§ Aim of the task:
Extract all lines that hold "Convert" from the records below.
——————
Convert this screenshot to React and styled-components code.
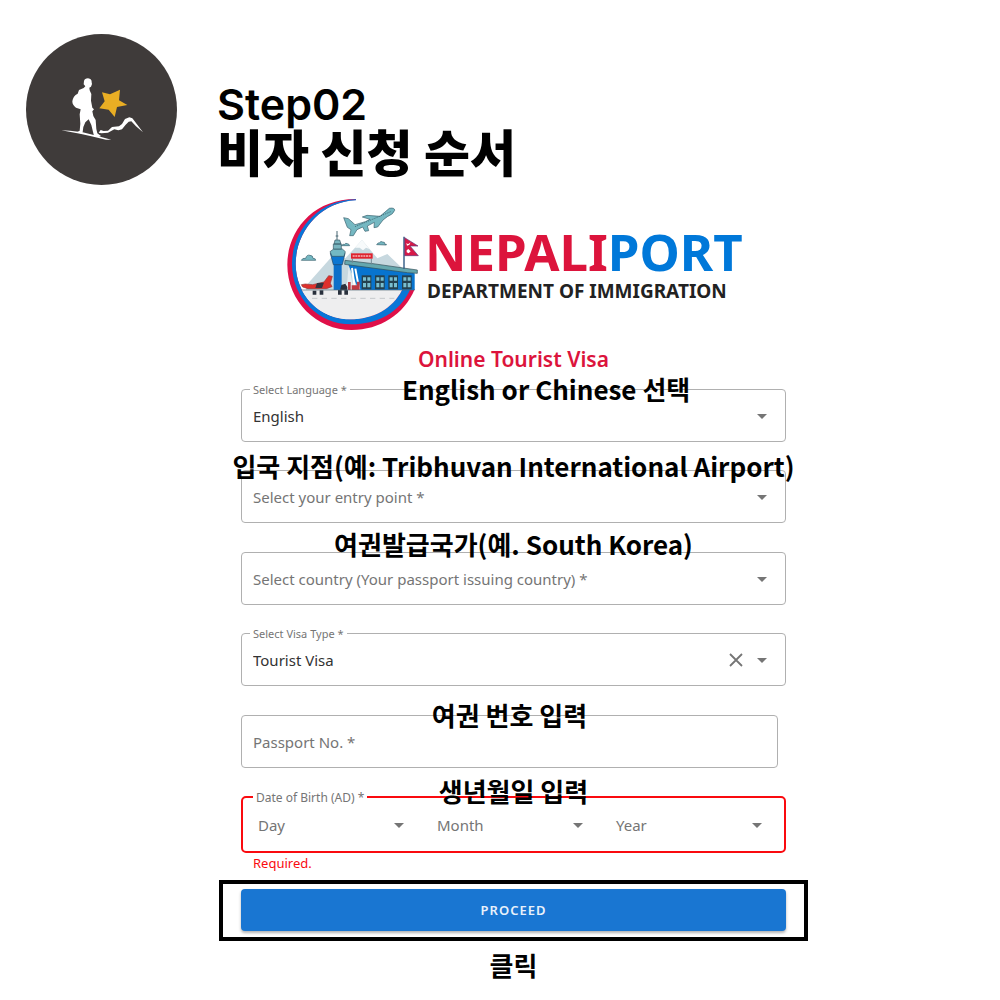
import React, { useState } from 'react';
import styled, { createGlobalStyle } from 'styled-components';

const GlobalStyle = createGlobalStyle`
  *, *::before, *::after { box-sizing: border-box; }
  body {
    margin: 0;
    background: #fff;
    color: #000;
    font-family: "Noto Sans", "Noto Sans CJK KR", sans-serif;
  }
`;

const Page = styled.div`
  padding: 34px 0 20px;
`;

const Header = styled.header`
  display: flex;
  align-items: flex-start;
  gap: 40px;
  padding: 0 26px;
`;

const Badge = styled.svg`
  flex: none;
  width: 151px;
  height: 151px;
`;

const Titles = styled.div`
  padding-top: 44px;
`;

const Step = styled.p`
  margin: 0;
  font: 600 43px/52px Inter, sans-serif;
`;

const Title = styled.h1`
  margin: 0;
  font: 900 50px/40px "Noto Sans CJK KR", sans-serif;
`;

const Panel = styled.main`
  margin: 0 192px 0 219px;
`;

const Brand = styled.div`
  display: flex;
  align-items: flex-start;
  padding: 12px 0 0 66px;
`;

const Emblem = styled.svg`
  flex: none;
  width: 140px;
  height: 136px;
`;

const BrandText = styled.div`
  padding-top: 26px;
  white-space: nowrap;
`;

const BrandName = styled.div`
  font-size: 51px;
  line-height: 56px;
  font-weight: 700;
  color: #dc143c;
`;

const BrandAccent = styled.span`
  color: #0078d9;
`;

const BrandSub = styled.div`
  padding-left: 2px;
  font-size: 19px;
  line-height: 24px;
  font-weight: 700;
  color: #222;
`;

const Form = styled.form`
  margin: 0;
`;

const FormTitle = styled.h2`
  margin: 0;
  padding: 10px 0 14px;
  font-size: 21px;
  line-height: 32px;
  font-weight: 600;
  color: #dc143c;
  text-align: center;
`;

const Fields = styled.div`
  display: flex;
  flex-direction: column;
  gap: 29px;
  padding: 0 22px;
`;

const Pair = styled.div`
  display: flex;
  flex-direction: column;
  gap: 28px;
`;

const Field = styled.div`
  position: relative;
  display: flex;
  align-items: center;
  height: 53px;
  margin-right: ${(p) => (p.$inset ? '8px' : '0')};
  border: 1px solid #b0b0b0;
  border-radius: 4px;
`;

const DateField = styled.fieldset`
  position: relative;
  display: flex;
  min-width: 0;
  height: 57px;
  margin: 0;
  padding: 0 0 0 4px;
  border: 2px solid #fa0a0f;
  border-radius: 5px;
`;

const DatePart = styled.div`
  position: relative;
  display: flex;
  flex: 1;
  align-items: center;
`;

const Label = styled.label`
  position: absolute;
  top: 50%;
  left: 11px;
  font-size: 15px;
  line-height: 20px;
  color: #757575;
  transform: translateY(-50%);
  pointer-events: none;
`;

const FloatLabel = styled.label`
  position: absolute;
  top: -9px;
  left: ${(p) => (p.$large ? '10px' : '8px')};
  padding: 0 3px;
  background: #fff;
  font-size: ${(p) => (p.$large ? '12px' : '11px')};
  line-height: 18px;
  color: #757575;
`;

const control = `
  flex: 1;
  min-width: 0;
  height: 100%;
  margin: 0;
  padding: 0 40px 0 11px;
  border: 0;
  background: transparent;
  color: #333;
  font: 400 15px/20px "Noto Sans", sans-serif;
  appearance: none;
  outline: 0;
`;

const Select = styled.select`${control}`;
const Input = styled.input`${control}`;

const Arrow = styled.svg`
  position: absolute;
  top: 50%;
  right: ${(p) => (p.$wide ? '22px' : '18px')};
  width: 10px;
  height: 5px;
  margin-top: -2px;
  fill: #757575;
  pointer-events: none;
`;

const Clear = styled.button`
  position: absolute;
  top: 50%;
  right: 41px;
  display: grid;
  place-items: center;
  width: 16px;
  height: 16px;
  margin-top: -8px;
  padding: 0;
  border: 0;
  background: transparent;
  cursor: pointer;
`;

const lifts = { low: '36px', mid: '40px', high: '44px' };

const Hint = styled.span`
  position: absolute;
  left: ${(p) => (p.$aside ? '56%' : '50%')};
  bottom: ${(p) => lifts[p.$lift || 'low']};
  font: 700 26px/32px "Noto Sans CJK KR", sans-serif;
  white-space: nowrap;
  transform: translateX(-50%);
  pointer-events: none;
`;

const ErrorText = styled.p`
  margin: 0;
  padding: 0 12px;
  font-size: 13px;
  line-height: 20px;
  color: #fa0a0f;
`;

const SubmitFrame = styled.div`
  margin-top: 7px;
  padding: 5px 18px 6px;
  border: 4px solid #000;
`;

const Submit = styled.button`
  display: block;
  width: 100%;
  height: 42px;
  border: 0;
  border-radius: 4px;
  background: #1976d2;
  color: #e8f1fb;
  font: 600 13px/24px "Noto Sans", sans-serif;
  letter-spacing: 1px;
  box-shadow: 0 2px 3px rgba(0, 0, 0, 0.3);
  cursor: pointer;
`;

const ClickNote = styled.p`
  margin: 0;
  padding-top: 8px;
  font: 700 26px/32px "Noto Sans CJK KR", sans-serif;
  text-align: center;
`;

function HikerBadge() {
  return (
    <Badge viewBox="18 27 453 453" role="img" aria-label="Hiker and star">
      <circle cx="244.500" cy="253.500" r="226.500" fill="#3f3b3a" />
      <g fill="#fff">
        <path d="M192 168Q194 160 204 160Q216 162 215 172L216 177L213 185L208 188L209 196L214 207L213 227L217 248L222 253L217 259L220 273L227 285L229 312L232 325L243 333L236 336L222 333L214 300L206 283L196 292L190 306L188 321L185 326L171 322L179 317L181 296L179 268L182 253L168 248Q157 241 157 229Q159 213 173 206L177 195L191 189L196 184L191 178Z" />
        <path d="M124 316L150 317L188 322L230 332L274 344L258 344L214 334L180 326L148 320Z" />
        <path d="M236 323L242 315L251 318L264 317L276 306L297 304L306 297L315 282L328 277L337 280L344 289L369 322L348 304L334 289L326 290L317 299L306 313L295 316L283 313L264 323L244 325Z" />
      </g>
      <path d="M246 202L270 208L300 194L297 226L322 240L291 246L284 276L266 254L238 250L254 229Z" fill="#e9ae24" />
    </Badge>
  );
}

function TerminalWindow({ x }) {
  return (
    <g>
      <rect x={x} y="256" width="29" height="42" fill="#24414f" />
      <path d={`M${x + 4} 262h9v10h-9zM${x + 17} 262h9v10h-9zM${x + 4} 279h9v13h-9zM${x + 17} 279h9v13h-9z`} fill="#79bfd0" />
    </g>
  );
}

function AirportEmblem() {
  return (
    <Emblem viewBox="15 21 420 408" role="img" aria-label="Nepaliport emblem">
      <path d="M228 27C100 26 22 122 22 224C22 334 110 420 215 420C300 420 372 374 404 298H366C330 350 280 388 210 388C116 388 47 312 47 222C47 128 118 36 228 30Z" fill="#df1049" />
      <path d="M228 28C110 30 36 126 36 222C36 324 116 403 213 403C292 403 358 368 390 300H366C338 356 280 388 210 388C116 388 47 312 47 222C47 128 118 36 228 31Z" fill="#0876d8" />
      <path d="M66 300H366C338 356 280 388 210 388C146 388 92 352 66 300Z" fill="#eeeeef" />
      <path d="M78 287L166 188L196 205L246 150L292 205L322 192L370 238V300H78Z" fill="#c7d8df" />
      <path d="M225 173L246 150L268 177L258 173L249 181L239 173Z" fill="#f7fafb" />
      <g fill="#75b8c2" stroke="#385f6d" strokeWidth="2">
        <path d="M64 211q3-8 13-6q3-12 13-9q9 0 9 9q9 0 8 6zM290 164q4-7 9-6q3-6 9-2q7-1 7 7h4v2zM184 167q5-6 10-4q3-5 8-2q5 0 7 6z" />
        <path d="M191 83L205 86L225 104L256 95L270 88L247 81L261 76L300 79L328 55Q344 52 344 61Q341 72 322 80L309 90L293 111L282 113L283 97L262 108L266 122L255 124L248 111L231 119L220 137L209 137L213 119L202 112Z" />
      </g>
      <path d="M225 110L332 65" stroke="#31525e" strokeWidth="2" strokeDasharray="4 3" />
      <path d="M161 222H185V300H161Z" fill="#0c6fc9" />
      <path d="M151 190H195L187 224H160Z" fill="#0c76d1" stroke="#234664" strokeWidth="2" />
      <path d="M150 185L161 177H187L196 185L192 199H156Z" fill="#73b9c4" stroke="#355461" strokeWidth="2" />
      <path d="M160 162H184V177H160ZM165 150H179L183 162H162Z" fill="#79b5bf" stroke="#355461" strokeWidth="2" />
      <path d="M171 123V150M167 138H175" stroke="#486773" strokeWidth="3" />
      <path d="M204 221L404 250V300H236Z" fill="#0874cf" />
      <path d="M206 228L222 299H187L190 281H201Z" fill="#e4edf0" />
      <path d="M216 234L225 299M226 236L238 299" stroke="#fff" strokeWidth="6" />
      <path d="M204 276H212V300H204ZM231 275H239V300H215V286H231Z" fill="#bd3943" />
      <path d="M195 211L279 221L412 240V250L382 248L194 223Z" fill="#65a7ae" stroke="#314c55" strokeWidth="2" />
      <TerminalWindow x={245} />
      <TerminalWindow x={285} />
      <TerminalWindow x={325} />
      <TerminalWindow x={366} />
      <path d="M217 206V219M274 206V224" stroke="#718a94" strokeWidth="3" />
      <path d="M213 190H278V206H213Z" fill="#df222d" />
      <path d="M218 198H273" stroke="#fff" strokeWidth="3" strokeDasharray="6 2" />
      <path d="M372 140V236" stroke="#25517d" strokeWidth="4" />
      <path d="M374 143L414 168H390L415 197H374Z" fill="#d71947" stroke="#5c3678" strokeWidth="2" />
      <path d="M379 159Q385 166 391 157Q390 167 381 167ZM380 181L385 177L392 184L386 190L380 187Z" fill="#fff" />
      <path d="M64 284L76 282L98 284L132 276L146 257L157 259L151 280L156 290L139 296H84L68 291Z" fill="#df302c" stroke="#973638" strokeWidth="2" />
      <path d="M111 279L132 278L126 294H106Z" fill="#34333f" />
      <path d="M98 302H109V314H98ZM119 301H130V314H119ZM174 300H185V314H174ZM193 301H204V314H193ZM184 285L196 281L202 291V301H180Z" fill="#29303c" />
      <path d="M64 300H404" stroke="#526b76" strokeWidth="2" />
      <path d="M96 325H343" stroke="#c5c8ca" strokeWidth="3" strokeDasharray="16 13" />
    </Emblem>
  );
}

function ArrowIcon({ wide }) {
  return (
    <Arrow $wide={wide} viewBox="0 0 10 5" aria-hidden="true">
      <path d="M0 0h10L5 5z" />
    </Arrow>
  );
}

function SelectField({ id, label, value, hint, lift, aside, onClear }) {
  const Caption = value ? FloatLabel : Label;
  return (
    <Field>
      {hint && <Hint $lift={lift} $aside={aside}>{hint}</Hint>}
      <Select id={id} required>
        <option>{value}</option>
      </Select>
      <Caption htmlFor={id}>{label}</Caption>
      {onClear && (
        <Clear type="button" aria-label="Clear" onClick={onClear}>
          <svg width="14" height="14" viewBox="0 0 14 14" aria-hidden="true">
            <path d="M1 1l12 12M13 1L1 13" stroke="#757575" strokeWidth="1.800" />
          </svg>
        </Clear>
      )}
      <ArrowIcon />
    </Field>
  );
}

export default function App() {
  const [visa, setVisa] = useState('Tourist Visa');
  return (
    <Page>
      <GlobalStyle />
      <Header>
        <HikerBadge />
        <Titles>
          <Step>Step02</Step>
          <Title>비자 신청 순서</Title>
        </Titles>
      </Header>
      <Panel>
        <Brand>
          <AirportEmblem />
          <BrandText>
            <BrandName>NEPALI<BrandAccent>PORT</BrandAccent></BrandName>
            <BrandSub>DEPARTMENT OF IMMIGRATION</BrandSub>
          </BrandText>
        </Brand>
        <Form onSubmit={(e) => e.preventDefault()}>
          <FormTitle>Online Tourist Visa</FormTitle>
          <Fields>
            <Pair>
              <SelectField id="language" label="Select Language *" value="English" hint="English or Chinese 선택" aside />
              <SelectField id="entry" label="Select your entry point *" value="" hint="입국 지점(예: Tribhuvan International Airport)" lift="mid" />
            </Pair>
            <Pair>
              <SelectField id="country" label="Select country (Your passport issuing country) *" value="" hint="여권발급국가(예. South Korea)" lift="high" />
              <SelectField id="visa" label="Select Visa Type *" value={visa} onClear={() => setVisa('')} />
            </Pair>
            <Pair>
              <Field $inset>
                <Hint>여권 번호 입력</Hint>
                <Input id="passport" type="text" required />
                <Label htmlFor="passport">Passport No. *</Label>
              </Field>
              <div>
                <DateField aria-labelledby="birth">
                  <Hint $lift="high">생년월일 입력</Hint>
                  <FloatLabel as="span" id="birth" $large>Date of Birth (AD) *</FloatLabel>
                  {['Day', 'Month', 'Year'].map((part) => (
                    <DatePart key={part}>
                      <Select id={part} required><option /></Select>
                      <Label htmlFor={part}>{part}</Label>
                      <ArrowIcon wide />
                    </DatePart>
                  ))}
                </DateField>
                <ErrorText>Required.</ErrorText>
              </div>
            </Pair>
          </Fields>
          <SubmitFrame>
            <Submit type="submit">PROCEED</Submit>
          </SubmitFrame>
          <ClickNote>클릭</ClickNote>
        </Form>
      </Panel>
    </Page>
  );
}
——————
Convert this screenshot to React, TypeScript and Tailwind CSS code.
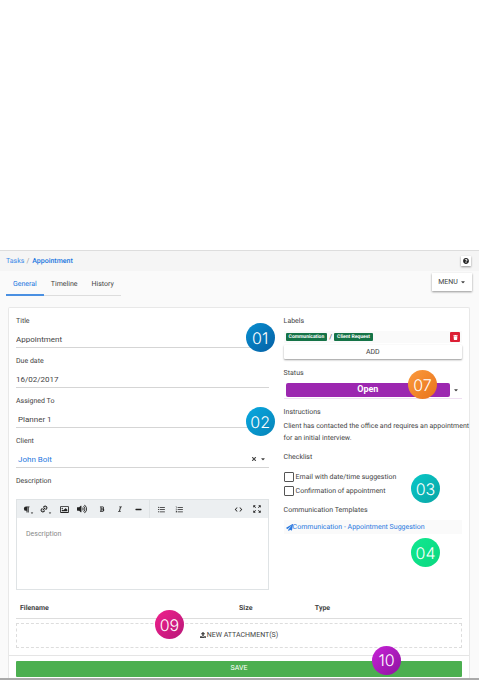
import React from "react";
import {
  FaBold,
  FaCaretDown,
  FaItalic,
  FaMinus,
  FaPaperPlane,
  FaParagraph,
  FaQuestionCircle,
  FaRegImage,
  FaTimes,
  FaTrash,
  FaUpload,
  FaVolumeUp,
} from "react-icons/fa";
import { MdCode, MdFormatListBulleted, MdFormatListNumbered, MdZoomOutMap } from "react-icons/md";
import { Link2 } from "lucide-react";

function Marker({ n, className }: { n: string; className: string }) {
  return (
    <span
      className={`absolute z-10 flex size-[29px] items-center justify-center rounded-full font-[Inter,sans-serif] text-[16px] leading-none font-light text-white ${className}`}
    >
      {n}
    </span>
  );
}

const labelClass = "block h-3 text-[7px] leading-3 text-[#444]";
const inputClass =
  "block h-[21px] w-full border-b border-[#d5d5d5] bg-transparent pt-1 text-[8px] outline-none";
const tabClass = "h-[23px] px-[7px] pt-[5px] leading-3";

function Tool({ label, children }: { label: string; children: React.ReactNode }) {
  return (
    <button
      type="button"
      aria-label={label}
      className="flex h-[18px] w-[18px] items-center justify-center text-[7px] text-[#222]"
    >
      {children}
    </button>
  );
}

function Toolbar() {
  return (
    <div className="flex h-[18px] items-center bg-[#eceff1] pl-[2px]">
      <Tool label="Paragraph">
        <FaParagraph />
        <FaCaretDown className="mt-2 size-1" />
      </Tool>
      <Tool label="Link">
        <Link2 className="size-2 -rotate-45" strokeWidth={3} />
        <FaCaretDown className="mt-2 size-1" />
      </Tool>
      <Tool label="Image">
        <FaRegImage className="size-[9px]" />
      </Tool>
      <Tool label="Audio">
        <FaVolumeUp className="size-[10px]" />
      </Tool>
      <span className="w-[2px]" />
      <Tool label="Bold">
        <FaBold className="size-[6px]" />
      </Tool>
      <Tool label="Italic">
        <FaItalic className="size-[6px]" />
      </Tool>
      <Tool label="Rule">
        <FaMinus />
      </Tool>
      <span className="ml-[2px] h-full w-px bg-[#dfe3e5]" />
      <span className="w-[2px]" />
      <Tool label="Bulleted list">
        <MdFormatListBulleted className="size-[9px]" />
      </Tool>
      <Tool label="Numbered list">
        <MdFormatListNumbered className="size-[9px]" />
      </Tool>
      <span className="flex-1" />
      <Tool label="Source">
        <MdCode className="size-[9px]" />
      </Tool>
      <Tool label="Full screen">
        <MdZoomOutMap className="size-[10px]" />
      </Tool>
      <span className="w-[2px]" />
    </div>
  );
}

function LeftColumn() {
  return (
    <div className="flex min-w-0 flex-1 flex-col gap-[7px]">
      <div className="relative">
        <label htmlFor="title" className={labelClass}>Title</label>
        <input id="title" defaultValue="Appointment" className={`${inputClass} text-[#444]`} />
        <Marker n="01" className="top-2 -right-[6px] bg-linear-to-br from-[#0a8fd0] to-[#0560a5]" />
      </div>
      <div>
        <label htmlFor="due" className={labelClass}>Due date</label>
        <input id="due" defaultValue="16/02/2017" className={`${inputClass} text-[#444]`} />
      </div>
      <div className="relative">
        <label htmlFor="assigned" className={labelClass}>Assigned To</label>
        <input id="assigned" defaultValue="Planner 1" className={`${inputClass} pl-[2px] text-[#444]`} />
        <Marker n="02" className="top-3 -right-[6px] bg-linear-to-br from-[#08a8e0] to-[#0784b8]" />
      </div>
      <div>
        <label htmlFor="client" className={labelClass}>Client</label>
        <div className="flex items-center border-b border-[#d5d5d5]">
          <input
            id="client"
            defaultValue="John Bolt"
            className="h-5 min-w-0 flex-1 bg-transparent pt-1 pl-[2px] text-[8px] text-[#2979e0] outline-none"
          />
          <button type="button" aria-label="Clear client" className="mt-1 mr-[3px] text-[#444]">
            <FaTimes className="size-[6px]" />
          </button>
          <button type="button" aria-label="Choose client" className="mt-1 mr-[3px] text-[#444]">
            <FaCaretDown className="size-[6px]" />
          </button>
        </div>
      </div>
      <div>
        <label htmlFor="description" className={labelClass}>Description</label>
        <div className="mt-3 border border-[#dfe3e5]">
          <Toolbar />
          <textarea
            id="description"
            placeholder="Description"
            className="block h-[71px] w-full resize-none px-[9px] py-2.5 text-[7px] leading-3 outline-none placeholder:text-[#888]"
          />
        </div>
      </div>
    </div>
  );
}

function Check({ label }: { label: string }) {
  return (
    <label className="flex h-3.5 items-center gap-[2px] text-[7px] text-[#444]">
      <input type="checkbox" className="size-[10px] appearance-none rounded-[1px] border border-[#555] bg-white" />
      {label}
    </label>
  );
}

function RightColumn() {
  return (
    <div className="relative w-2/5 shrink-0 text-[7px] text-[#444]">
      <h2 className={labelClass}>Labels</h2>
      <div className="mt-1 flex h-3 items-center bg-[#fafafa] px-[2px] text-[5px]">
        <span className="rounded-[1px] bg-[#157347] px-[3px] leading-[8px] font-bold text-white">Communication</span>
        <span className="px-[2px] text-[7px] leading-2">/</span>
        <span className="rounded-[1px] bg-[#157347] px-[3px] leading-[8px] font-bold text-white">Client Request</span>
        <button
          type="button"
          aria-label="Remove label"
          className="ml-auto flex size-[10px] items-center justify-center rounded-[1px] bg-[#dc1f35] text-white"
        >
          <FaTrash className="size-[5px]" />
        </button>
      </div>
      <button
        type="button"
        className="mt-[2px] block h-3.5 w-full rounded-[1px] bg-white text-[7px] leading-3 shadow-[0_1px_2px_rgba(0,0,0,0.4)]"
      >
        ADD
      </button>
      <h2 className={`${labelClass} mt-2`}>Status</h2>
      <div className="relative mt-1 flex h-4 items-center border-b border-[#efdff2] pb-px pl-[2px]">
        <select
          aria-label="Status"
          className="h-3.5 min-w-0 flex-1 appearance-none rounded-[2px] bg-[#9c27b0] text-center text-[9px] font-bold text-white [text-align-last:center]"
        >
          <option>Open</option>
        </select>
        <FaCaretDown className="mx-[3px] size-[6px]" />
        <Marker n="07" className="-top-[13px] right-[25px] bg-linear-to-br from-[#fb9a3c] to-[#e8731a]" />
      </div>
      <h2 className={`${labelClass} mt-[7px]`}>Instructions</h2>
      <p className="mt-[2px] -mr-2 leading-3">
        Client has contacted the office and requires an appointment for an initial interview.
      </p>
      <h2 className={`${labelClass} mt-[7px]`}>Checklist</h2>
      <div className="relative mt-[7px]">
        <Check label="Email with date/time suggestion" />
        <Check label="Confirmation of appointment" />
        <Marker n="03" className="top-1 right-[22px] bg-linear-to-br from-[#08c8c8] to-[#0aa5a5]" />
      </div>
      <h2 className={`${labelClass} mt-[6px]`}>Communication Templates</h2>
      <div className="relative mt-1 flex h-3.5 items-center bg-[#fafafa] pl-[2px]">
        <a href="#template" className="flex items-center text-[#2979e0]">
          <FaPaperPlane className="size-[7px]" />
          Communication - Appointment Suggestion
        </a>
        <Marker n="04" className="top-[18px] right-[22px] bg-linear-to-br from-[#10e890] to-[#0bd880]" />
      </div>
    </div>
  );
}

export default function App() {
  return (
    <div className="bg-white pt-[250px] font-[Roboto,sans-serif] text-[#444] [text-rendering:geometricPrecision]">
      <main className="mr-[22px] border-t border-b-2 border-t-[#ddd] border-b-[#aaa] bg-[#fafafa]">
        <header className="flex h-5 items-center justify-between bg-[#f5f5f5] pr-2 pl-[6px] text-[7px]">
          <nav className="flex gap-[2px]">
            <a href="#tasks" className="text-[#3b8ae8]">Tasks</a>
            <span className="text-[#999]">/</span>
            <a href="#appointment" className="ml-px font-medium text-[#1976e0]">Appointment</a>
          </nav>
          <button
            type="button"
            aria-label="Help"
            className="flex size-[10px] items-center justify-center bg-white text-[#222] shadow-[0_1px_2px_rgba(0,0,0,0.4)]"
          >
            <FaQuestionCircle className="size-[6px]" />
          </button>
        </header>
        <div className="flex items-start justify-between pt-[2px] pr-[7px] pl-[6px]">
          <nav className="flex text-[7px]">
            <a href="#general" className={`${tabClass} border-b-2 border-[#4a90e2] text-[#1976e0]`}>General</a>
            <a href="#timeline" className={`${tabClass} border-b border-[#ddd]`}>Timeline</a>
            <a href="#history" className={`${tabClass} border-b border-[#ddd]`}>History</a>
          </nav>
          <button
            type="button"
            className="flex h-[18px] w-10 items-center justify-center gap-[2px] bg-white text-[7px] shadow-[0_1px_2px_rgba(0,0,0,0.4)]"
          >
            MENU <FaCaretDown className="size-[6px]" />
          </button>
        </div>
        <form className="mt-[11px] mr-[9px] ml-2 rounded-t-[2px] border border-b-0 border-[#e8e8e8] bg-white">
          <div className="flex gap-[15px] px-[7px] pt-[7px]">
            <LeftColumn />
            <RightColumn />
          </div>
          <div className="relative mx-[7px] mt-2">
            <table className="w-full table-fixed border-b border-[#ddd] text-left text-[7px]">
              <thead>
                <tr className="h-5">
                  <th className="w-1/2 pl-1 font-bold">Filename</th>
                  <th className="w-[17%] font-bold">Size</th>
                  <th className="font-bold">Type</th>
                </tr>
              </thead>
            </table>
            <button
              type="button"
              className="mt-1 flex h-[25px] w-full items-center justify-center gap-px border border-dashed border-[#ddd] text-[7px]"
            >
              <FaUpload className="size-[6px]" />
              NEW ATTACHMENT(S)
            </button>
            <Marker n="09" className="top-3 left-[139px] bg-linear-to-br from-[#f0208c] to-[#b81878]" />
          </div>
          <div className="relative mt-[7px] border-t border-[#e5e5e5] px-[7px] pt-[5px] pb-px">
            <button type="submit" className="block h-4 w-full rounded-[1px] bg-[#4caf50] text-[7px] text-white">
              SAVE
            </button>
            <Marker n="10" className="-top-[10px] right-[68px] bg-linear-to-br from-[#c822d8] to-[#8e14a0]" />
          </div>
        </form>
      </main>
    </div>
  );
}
——————
§ The reply:
Convert this screenshot to React and styled-components code.
Convert this screenshot to React, TypeScript and Tailwind CSS code.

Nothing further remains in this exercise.